Beneficts of Bananas

Bananas are prized throughout the world for their unique, sweet flavor and pudding-like texture. People in the United States consume more bananas than any other fruit for good reason. Bananas are portable, versatile, nutritious and available year round. They are also easy to digest; even babies can eat them (no teeth required).

This delicious, tropical fruit does not come from a tree, as commonly thought, but a large herb plant. The fast growing banana plant is cultivated for its prized fruit in warm climates, in over 100 countries, throughout the globe.

Nutritional Value and Benefits

Bananas are a good source of dietary fiber, vitamin B6, vitamin C, potassium and manganese. One medium size banana contains roughly 110 calories, 4 grams of dietary fiber and 400 mg of potassium (11 percent of the RDA).

Their high potassium content makes bananas a beneficial food for helping to regulate blood pressure, which could possibly reduce the risk of stroke.

Bananas are considered one of the good mood foods. The vitamin B6 they contain is thought to regulate mood. They also contain the amino acid tryptophan, which converts to the brain chemicals serotonin and norepinephrine. Consequently, bananas may help to ward off depression.

Their portability, vitamins, minerals and high carbohydrate content make bananas a great choice for a post workout snack.

Bananas may have a protective effect against ulcers. It is thought that eating bananas helps to produce protective mucus against stomach acids. They also contain substances called protease inhibitors. These substances help to eliminate the bacteria that are thought to cause stomach ulcers.

Bananas can help to replenish some electrolytes that are lost with diarrhea. They also help with the other side of the elimination-problem coin; the high, soluble fiber content of bananas makes them a great food for helping to ease constipation.

Bananas help to promote probiotic bacteria in the intestines. These friendly bacteria are important for keeping the population of harmful bacteria in check and for helping the body to absorb important nutrients.

One study found that women who consumed bananas 4 to 6 times per week cut their risk of developing kidney cancer by half, compared to non-banana eaters. It is thought that the protective antioxidants that the bananas contain were responsible for this effect.
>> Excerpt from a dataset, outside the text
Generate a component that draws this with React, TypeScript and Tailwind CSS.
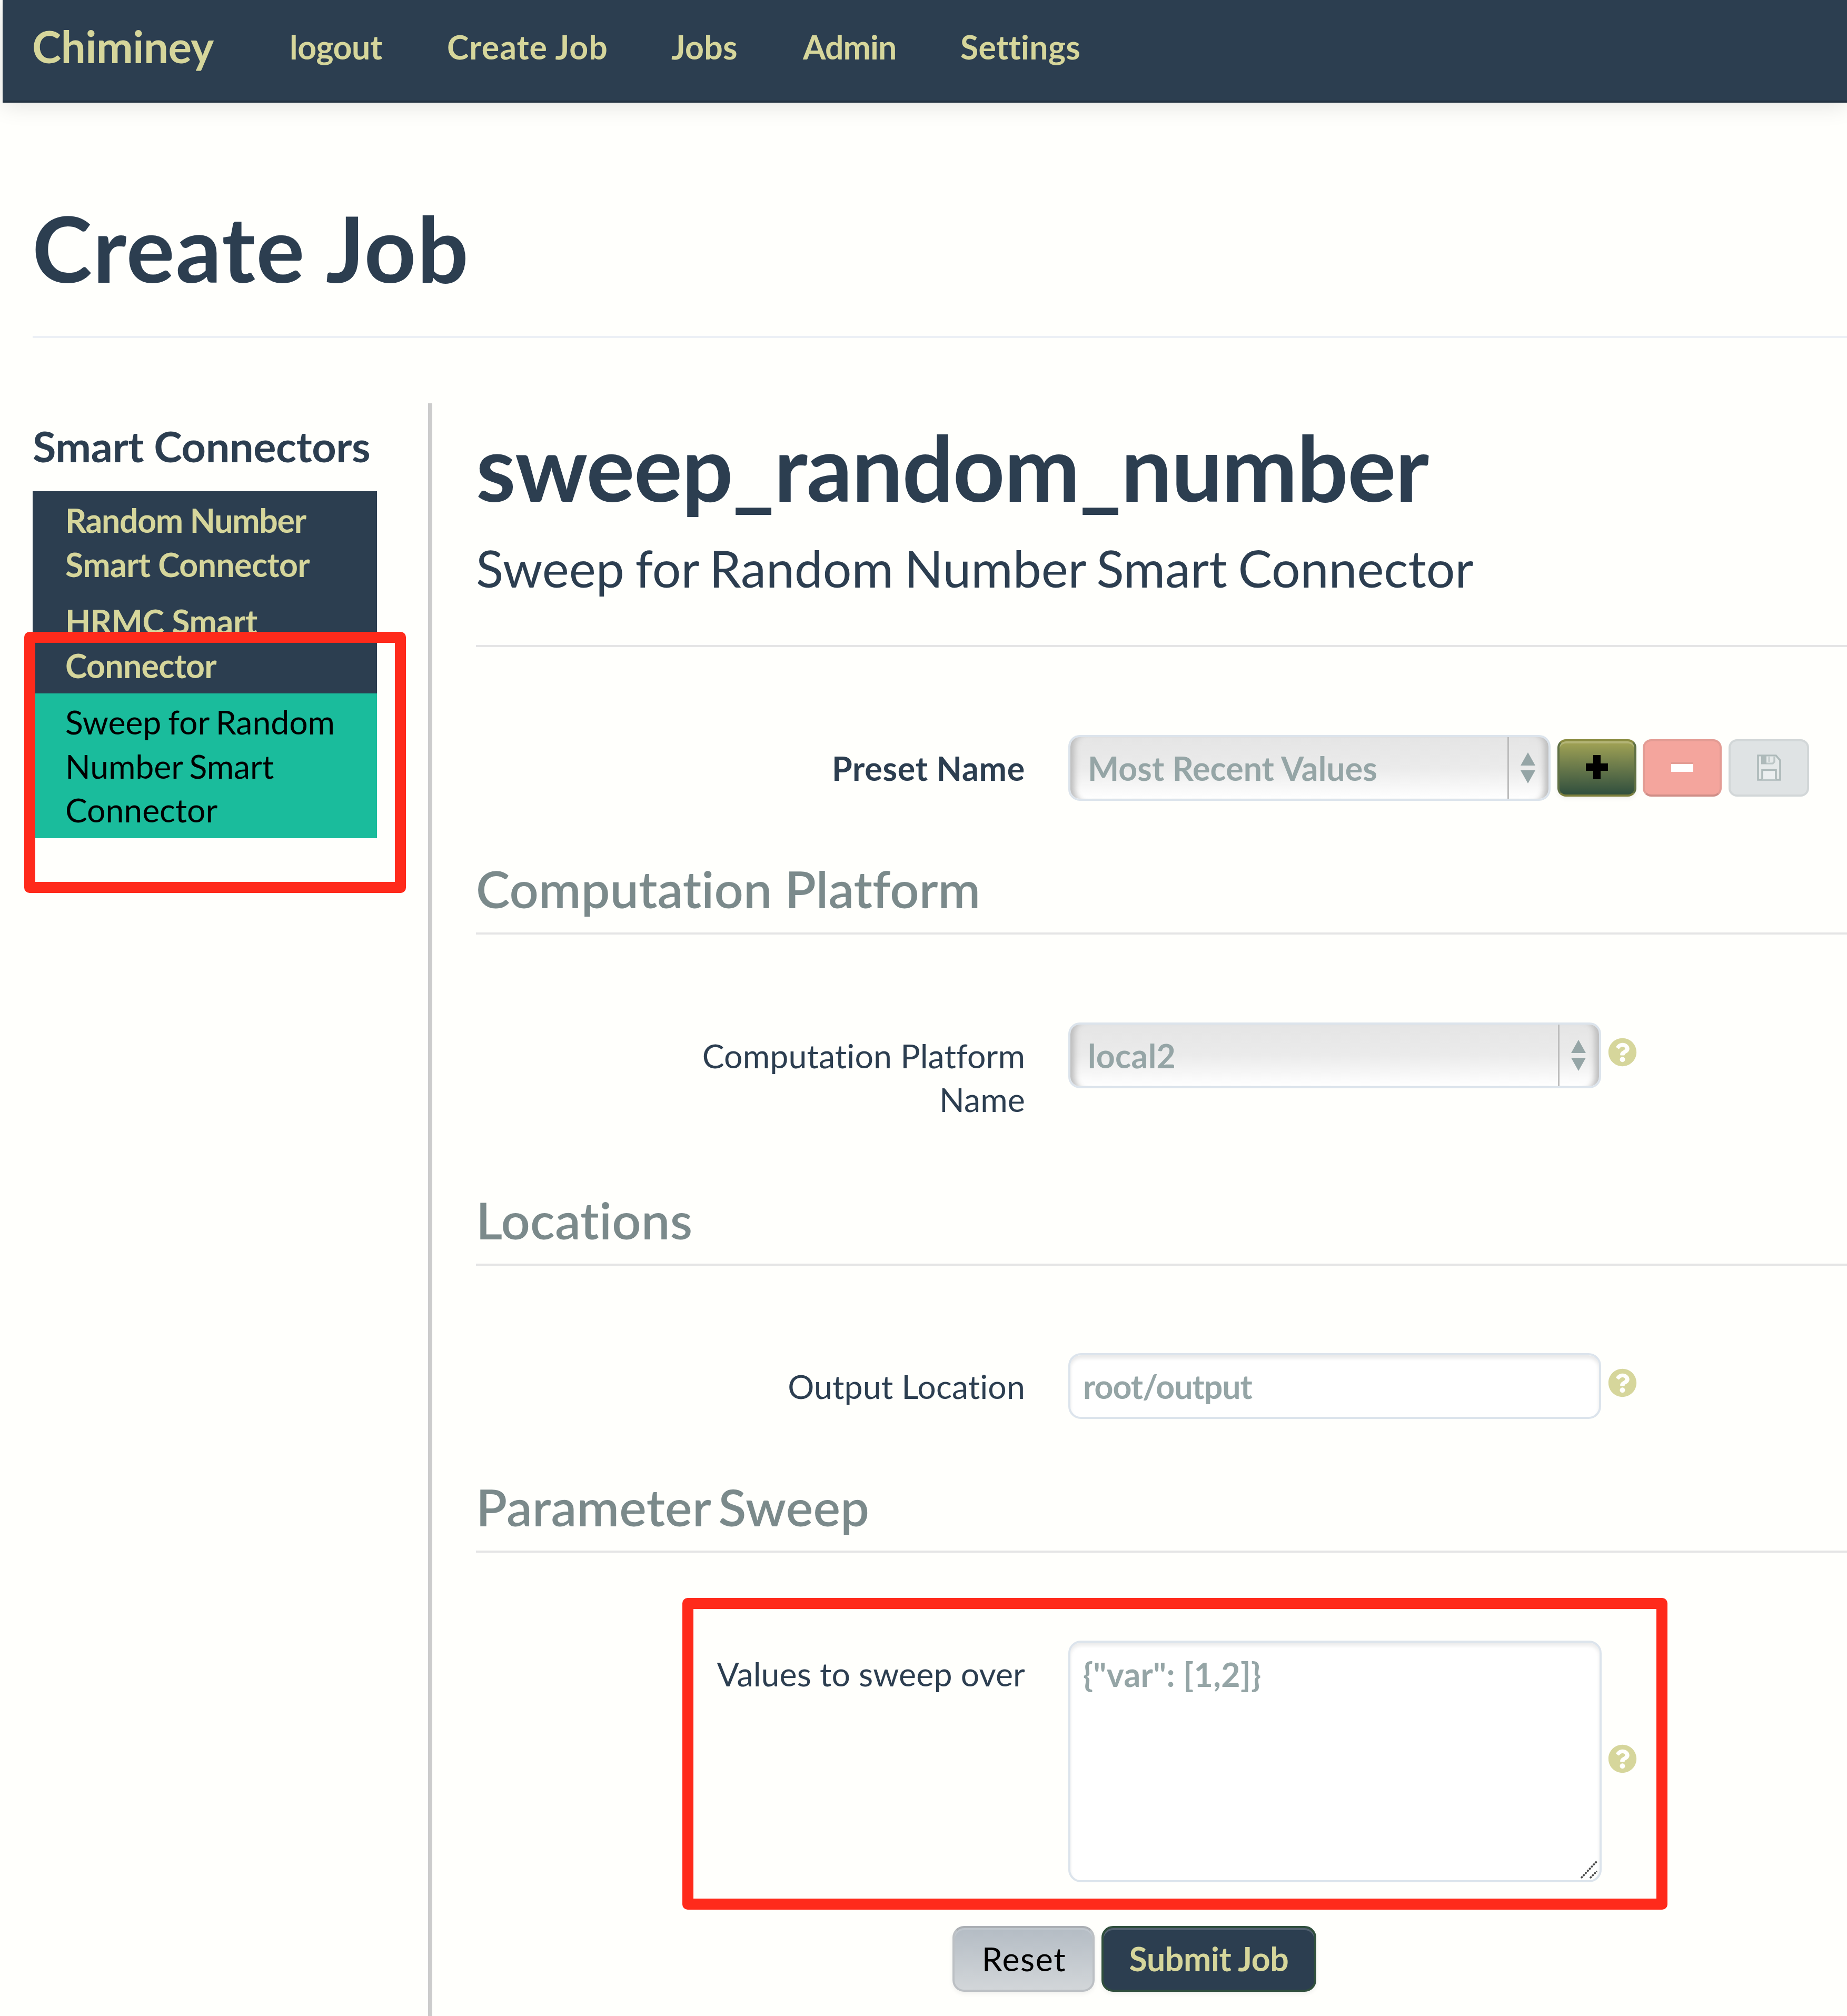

Average nutrition value per banana (126g).

Fat 0 g 0%
Saturated fat 0 g 0%
Cholesterol 0 mg 0%
Sodium 0 g 0%
Potassium 400 mg 11%
Carbohydrates 29 g 10%
Dietary fiber 4 g 16%
Soluble fiber 4 g 16%
Sugars 21 g  
Protein 1 g  
Vitamin C 15%  
Vitamin B 20%  

Daily percent values are based on a 2000 calorie diet. Each person’s daily values may be higher or lower, depending on individual calorie needs. Actual nutrition values may vary based on factors including, but not limited to, size of produce, freshness, processing, geographic region, and season.